Maynard v. Elliott
Headline: Court allows creditors to prove claims against endorsers on promissory notes that mature after bankruptcy, reversing a lower court and barring trustees from expunging those contingent endorsement claims.
Holding:
- Allows creditors to prove endorsement claims for notes maturing after bankruptcy.
- Prevents trustees from expunging such contingent endorsement claims.

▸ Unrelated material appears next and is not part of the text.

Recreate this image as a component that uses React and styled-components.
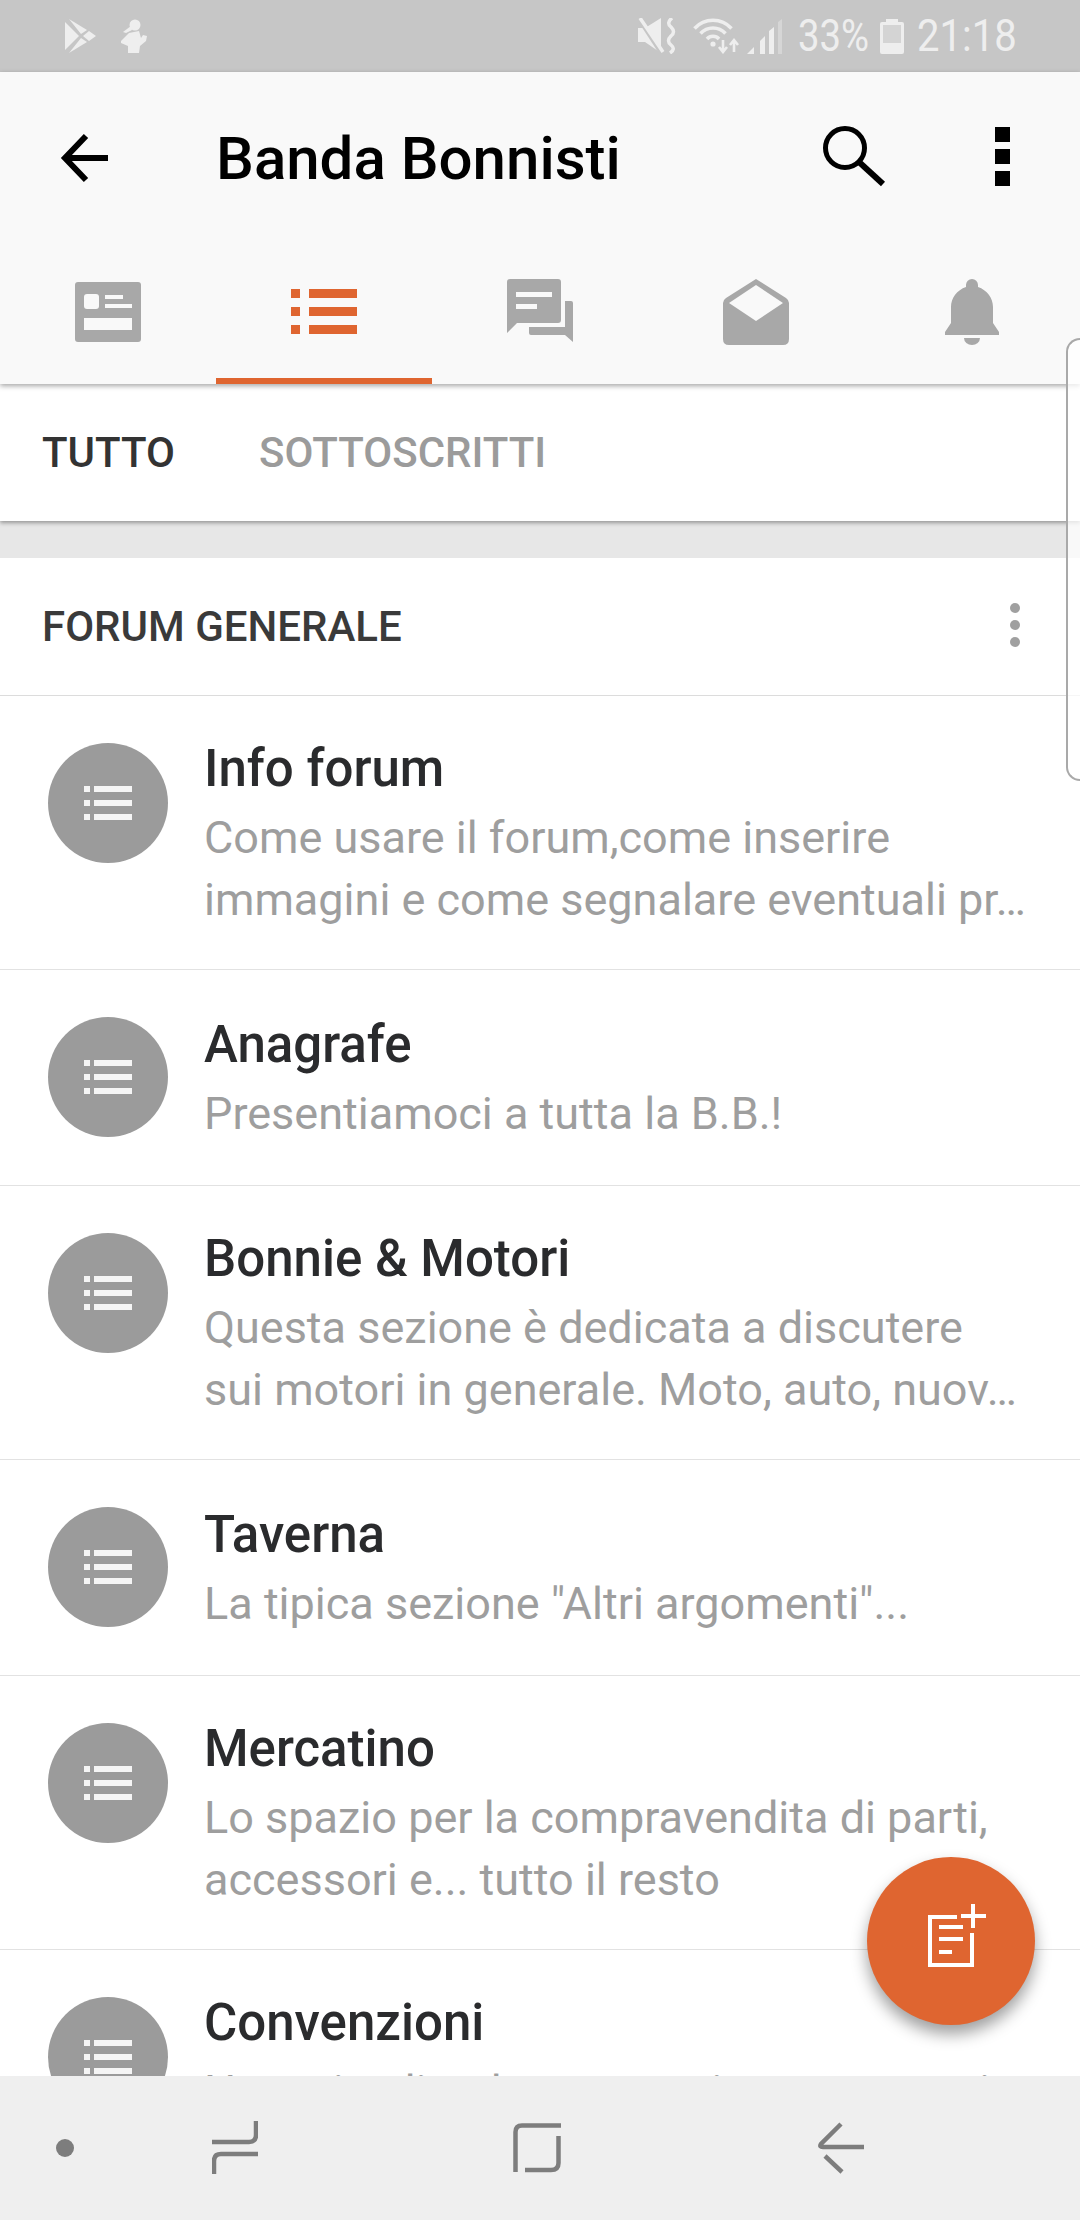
import React from "react";
import styled, { createGlobalStyle } from "styled-components";

const GlobalStyle = createGlobalStyle`
    html, body {
        margin: 0;
        padding: 0;
        background: #ffffff;
    }
    * {
        box-sizing: border-box;
    }
`
const Page = styled.div`
    position: relative;
    width: 1080px;
    height: 2220px;
    display: flex;
    flex-direction: column;
    overflow: hidden;
    font-family: Roboto, "Liberation Sans", sans-serif;
    background: #ffffff;
`
const StatusBar = styled.div`
    flex: none;
    height: 72px;
    display: flex;
    align-items: center;
    justify-content: space-between;
    padding: 0 67px 0 65px;
    background: #c6c6c6;
    color: #eeeeee;
`
const StatusGroup = styled.div`
    display: flex;
    align-items: center;
`
const StatusIcon = styled.svg`
    display: block;
    margin-left: ${(p) => p.$ml || 0}px;
`
const StatusText = styled.div`
    width: ${(p) => p.$w}px;
    margin-left: ${(p) => p.$ml}px;
    font-size: 45px;
    font-weight: 400;
    line-height: 72px;
    white-space: nowrap;
    transform: scaleX(${(p) => p.$sx});
    transform-origin: left center;
`
const Header = styled.header`
    flex: none;
    position: relative;
    z-index: 3;
    background: #f9f9f9;
    box-shadow: 0 2px 5px rgba(0, 0, 0, 0.35);
`
const Toolbar = styled.div`
    height: 174px;
    display: flex;
    align-items: center;
    padding: 0 70px 0 60px;
`
const Title = styled.h1`
    flex: 1;
    margin: 0 0 2px 102px;
    font-size: 60px;
    font-weight: 500;
    color: #000000;
`
const SearchButton = styled.svg`
    display: block;
    margin: 0 108px 4px 0;
`
const MenuSquares = styled.div`
    display: flex;
    flex-direction: column;
    gap: 7px;
    margin-bottom: 6px;
    span {
        display: block;
        width: 15px;
        height: 15px;
        background: #000000;
    }
`
const TabBar = styled.nav`
    height: 138px;
    display: flex;
`
const Tab = styled.div`
    flex: 1;
    display: grid;
    place-items: center;
    border-bottom: 6px solid ${(p) => (p.$active ? "#df6530" : "transparent")};
`
const SubTabs = styled.div`
    flex: none;
    position: relative;
    z-index: 2;
    height: 137px;
    display: flex;
    align-items: center;
    column-gap: 84px;
    padding-left: 42px;
    background: #ffffff;
    box-shadow: 0 2px 4px rgba(0, 0, 0, 0.35);
`
const SubTab = styled.div`
    font-size: 42px;
    font-weight: 500;
    color: ${(p) => (p.$active ? "#333333" : "#9b9b9b")};
`
const Band = styled.div`
    flex: none;
    height: 37px;
    background: #e7e7e7;
`
const SectionHead = styled.div`
    flex: none;
    height: 138px;
    display: flex;
    align-items: center;
    justify-content: space-between;
    padding: 0 60px 0 42px;
    border-bottom: 1px solid #dcdcdc;
`
const SectionTitle = styled.div`
    font-size: 42px;
    font-weight: 500;
    color: #3a3a3a;
`
const SectionMenu = styled.div`
    display: flex;
    flex-direction: column;
    gap: 7px;
    margin-bottom: 3px;
    span {
        display: block;
        width: 10px;
        height: 10px;
        border-radius: 50%;
        background: #a0a0a0;
    }
`
const List = styled.div`
    flex: 1;
    min-height: 0;
    overflow: hidden;
`
const Row = styled.div`
    display: flex;
    align-items: flex-start;
    padding: 0 50px 0 48px;
    border-bottom: 1px solid #e2e2e2;
`
const Circle = styled.div`
    flex: none;
    width: 120px;
    height: 120px;
    margin: 47px 0 48px;
    border-radius: 50%;
    display: grid;
    place-items: center;
    background: #9b9b9b;
`
const RowText = styled.div`
    flex: 1;
    min-width: 0;
    align-self: center;
    margin-left: 36px;
    padding: 42px 0 38px;
`
const RowTitle = styled.div`
    margin-bottom: 7px;
    font-size: 51px;
    font-weight: 500;
    line-height: 62px;
    color: #2a2b2d;
`
const RowDesc = styled.div`
    display: -webkit-box;
    -webkit-box-orient: vertical;
    -webkit-line-clamp: 2;
    overflow: hidden;
    font-size: 45px;
    line-height: 62px;
    color: #9e9e9e;
`
const NavBar = styled.div`
    flex: none;
    position: relative;
    z-index: 2;
    height: 144px;
    display: grid;
    grid-template-columns: 156px 301px 305px auto;
    align-items: center;
    padding-left: 56px;
    background: #efefef;
`
const NavDot = styled.div`
    width: 18px;
    height: 18px;
    border-radius: 50%;
    background: #7d7d7d;
`
const Fab = styled.div`
    position: absolute;
    z-index: 1;
    left: 867px;
    top: 1857px;
    width: 168px;
    height: 168px;
    border-radius: 50%;
    background: #df6530;
    box-shadow: 0 9px 16px rgba(0, 0, 0, 0.38);
`
const EdgeHandle = styled.div`
    position: absolute;
    z-index: 4;
    right: 0;
    top: 338px;
    width: 14px;
    height: 443px;
    border: 2px solid #a9a9a9;
    border-right: none;
    border-radius: 16px 0 0 16px;
    background: rgba(255, 255, 255, 0.75);
`

const forums = [
    { title: "Info forum", desc: "Come usare il forum,come inserire immagini e come segnalare eventuali pr…" },
    { title: "Anagrafe", desc: "Presentiamoci a tutta la B.B.!" },
    { title: "Bonnie & Motori", desc: ["Questa sezione è dedicata a discutere", <br key="br" />, "sui motori in generale. Moto, auto, nuov…"] },
    { title: "Taverna", desc: 'La tipica sezione "Altri argomenti"...' },
    { title: "Mercatino", desc: "Lo spazio per la compravendita di parti, accessori e... tutto il resto" },
    { title: "Convenzioni", desc: "Negozi e ditte legate a noi con vantaggi e offerte" },
];

function PlayIcon() {
    return (
        <StatusIcon width="31" height="34" viewBox="0 0 31 34" fill="#eeeeee">
            <path d="M0 3 L14 17 L0 31z" />
            <path d="M4 0 L22 11 L16 15z" />
            <path d="M4 34 L22 23 L16 19z" />
            <path d="M24 12 L31 17 L24 22 L18 17z" />
        </StatusIcon>
    )
}

function RunnerIcon() {
    return (
        <StatusIcon $ml={24} width="27" height="34" viewBox="0 0 27 34" fill="#eeeeee">
            <circle cx="15" cy="6" r="5.5" />
            <path d="M3 13 L11 7 L12 11 L6 14z" />
            <path d="M9 14 L19 12 L21 19 L23 16 L27 17 L26 22 L20 27 L19 34 H8 L8 27 L1 24 L1 22z" />
        </StatusIcon>
    )
}

function MuteIcon() {
    return (
        <StatusIcon width="38" height="36" viewBox="0 0 38 36">
            <path d="M0 10 H7 L23 0 V35 L7 24 H0z" fill="#eeeeee" />
            <path d="M-1 -2 L23 35" stroke="#c6c6c6" strokeWidth="4" />
            <path d="M2 0 L25 34" stroke="#eeeeee" strokeWidth="3.5" />
            <path d="M34 0 Q28 5 33 9 Q38 14 33 18 Q28 23 33 27 Q38 31 32 35" fill="none" stroke="#eeeeee" strokeWidth="3.5" />
        </StatusIcon>
    )
}

function WifiIcon() {
    return (
        <StatusIcon $ml={17} width="47" height="36" viewBox="0 0 47 36" fill="none" stroke="#eeeeee" strokeWidth="3.5">
            <path d="M1.5 10.5 A25 25 0 0 1 38.5 10.5" />
            <path d="M7.5 15.5 A17 17 0 0 1 32.5 15.5" />
            <path d="M14 21 A8 8 0 0 1 26 21" />
            <circle cx="20" cy="26" r="2.6" fill="#eeeeee" stroke="none" />
            <path d="M30 22 V34 M26 29 L30 34 L34 29" strokeWidth="2.6" />
            <path d="M41 34 V22 M37 27 L41 22 L45 27" strokeWidth="2.6" />
        </StatusIcon>
    )
}

function SignalIcon() {
    return (
        <StatusIcon $ml={7} width="35" height="35" viewBox="0 0 35 35" fill="#eeeeee">
            <path d="M0 35 L7 28 V35z" />
            <path d="M13 22 L18 17 V35 H13z" />
            <path d="M22 12 L27 8 V35 H22z" />
            <path d="M31 3 L35 0 V35 H31z" opacity="0.4" />
        </StatusIcon>
    )
}

function BatteryIcon() {
    return (
        <StatusIcon $ml={13} width="24" height="35" viewBox="0 0 24 35">
            <path d="M6 0 H18 V3 H22 Q24 3 24 5 V33 Q24 35 22 35 H2 Q0 35 0 33 V5 Q0 3 2 3 H6z" fill="#eeeeee" />
            <rect x="3" y="6" width="18" height="18" fill="#d4d4d4" />
        </StatusIcon>
    )
}

function TabIcon({ children }) {
    return <svg width="66" height="66" viewBox="0 0 66 66" fill="#a8a8a8">{children}</svg>
}

function ListGlyph() {
    return (
        <svg width="48" height="34" viewBox="0 0 48 34" fill="#f5f5f5">
            <rect x="0" y="0" width="6" height="6" />
            <rect x="10" y="0" width="38" height="6" />
            <rect x="0" y="14" width="6" height="6" />
            <rect x="10" y="14" width="38" height="6" />
            <rect x="0" y="28" width="6" height="6" />
            <rect x="10" y="28" width="38" height="6" />
        </svg>
    )
}

export default function App() {
    return (
        <Page>
            <GlobalStyle />
            <StatusBar>
                <StatusGroup>
                    <PlayIcon />
                    <RunnerIcon />
                </StatusGroup>
                <StatusGroup>
                    <MuteIcon />
                    <WifiIcon />
                    <SignalIcon />
                    <StatusText $w={69} $ml={16} $sx={0.85}>33%</StatusText>
                    <BatteryIcon />
                    <StatusText $w={96} $ml={13} $sx={0.89}>21:18</StatusText>
                </StatusGroup>
            </StatusBar>

            <Header>
                <Toolbar>
                    <svg width="54" height="54" viewBox="0 0 54 54" fill="none" stroke="#000000" strokeWidth="6">
                        <path d="M26 4 L5 26 L26 48" />
                        <path d="M5 26 H48" />
                    </svg>
                    <Title>Banda Bonnisti</Title>
                    <SearchButton width="66" height="66" viewBox="0 0 66 66" fill="none" stroke="#000000">
                        <circle cx="24" cy="24" r="19.5" strokeWidth="5" />
                        <path d="M38 38 L62 60" strokeWidth="6" />
                    </SearchButton>
                    <MenuSquares>
                        <span />
                        <span />
                        <span />
                    </MenuSquares>
                </Toolbar>
                <TabBar>
                    <Tab>
                        <TabIcon>
                            <rect x="0" y="3" width="66" height="60" rx="3" />
                            <g fill="#f9f9f9">
                                <rect x="9" y="15" width="15" height="15" rx="3" />
                                <rect x="30" y="16" width="18" height="4" />
                                <rect x="30" y="25" width="27" height="4" />
                                <rect x="9" y="39" width="48" height="12" />
                            </g>
                        </TabIcon>
                    </Tab>
                    <Tab $active>
                        <TabIcon>
                            <g fill="#df6530">
                                <rect x="0" y="10" width="9" height="9" />
                                <rect x="18" y="10" width="48" height="9" />
                                <rect x="0" y="28" width="9" height="9" />
                                <rect x="18" y="28" width="48" height="9" />
                                <rect x="0" y="46" width="9" height="9" />
                                <rect x="18" y="46" width="48" height="9" />
                            </g>
                        </TabIcon>
                    </Tab>
                    <Tab>
                        <TabIcon>
                            <path d="M3 0 H51 Q54 0 54 3 V41 Q54 44 51 44 H10 L0 54 V3 Q0 0 3 0z" />
                            <path d="M58 22 H64 Q66 22 66 24 V63 L58 56 H24 Q22 56 22 54 V48 H58z" />
                            <g fill="#f9f9f9">
                                <rect x="9" y="13" width="36" height="5" />
                                <rect x="9" y="25" width="21" height="5" />
                            </g>
                        </TabIcon>
                    </Tab>
                    <Tab>
                        <TabIcon>
                            <path
                                fillRule="evenodd"
                                d="M33 0 L63 19 Q66 21 66 24 V60 Q66 66 60 66 H6 Q0 66 0 60 V24 Q0 21 3 19z M6 24 L33 42 L60 24 L33 6z"
                            />
                        </TabIcon>
                    </Tab>
                    <Tab>
                        <TabIcon>
                            <path d="M27 8 V6 A6 6 0 0 1 39 6 V8 C48 11 54 19 54 28 V44 L60 53 V56 H6 V53 L12 44 V28 C12 19 18 11 27 8z" />
                            <path d="M25 59 H41 A8 7 0 0 1 25 59z" />
                        </TabIcon>
                    </Tab>
                </TabBar>
            </Header>

            <SubTabs>
                <SubTab $active>TUTTO</SubTab>
                <SubTab>SOTTOSCRITTI</SubTab>
            </SubTabs>
            <Band />

            <SectionHead>
                <SectionTitle>FORUM GENERALE</SectionTitle>
                <SectionMenu>
                    <span />
                    <span />
                    <span />
                </SectionMenu>
            </SectionHead>

            <List>
                {forums.map((f) => (
                    <Row key={f.title}>
                        <Circle>
                            <ListGlyph />
                        </Circle>
                        <RowText>
                            <RowTitle>{f.title}</RowTitle>
                            <RowDesc>{f.desc}</RowDesc>
                        </RowText>
                    </Row>
                ))}
            </List>

            <NavBar>
                <NavDot />
                <svg width="46" height="54" viewBox="0 0 46 54" fill="none" stroke="#7d7d7d" strokeWidth="4.5">
                    <path d="M0 21 H37 Q44 21 44 14 V0" />
                    <path d="M46 33 H9 Q2 33 2 40 V53" />
                </svg>
                <svg width="48" height="50" viewBox="0 0 48 50" fill="none" stroke="#7d7d7d" strokeWidth="4.5">
                    <path d="M48 2.5 H9 Q2.5 2.5 2.5 9 V49" />
                    <path d="M45.5 13 V40 Q45.5 47 38 47 H12" />
                </svg>
                <svg width="46" height="52" viewBox="0 0 46 52" fill="none" stroke="#7d7d7d" strokeWidth="4.5">
                    <path d="M23 2 L3 22 Q1 25 5 25 H46" />
                    <path d="M7 34 L24 50" />
                </svg>
            </NavBar>

            <Fab>
                <svg width="168" height="168" viewBox="0 0 168 168" fill="none" stroke="#ffffff" strokeWidth="4">
                    <path d="M90 60 H63 V108 H105 V76" />
                    <path d="M94 59 H119 M106 47 V71" />
                    <path d="M72 70 H96 M72 82 H96 M72 95 H85" />
                </svg>
            </Fab>
            <EdgeHandle />
        </Page>
    )
}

- Endorsers’ proved claims can be released by a bankruptcy discharge.
Summary
Background
A group of creditors filed claims against people who had endorsed promissory notes payable to the creditors. Some notes did not become due until after the bankruptcy filings. A trustee asked the court to remove (expunge) those claims as not provable. The Sixth Circuit agreed, holding that because the notes were not due and no presentment or notice of dishonor had been waived, the endorsers’ potential liability was merely contingent and not a provable claim. The Supreme Court took the case to resolve conflicts among appeals courts.
Reasoning
The Court focused on whether an endorser’s obligation on notes that mature after the bankruptcy filing qualifies as a claim that creditors may prove under the Bankruptcy Act. It held that such liability is a contract-based claim, is fixed in amount or capable of being liquidated, and differs from contingent claims that are too uncertain or impossible to value. The risk that the creditor must give notice of dishonor is a contingency within the creditor’s control and does not prevent proof. The Court relied on the statute’s language and the Act’s purpose—to gather assets for distribution and let honest debtors start anew—to conclude these endorsement claims are provable.
Real world impact
The ruling means creditors can file claims against endorsers even when the underlying notes become due after bankruptcy, and trustees cannot remove those claims simply because they are contingent. Endorsers who have such claims asserted against them can be included in the estate distribution, and if those claims are proved they may be discharged along with other provable debts. The case reverses the Sixth Circuit and sends the matters back for further proceedings.